Mr. Le Mesurier of BBY said the Asian push reflected tough conditions in the bank’s home market. Although Australian banks are making strong profits, the outlook for growth is not so clear.

“It is very hard for new entrants,” he said. “You don’t get much of a return, and it is very competitive getting a foothold in any new market.”

During his tenure, Mr. Smith increased the bank’s stake in Panin Bank in Indonesia to 39 percent. ANZ also holds 24 percent of AMMB in Malaysia, and in China, 20 percent of Shanghai Rural Commercial Bank and 18 percent of Bank of Tianjin. In 2009, ANZ purchased some of Royal Bank of Scotland’s Asian consumer businesses for about 687 million Australian dollars, signaling an intent to stand on its own. But to date it has had greater success with institutional banking business than retail banking.

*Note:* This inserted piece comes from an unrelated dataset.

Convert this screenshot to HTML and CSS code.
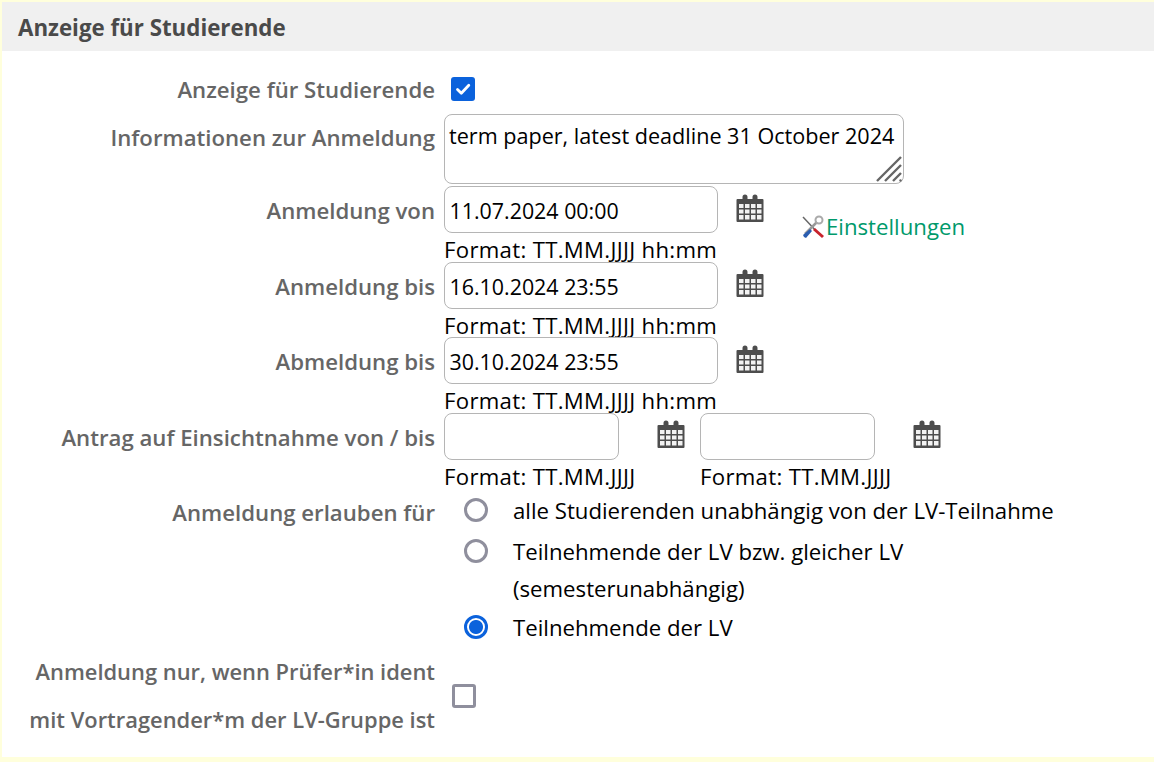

“They started by buying equity stakes in existing players in Asia to get a better understanding of the market,” Mr. Manning of JPMorgan said. “There’s now a push to be there in their own right.”

ANZ wants to generate 25 percent to 30 percent of its earnings outside Australia and New Zealand by 2017, up from about 16 percent currently, Mr. Manning said. ANZ does not break out financial figures for Asia.

“The plan has always been to understand the market through partnerships, look to build an organic presence and then exit the equity stakes,” Mr. Manning said. “It is a question of timing.” He added that tennis sponsorship was smart: “It reflects where their customer is.”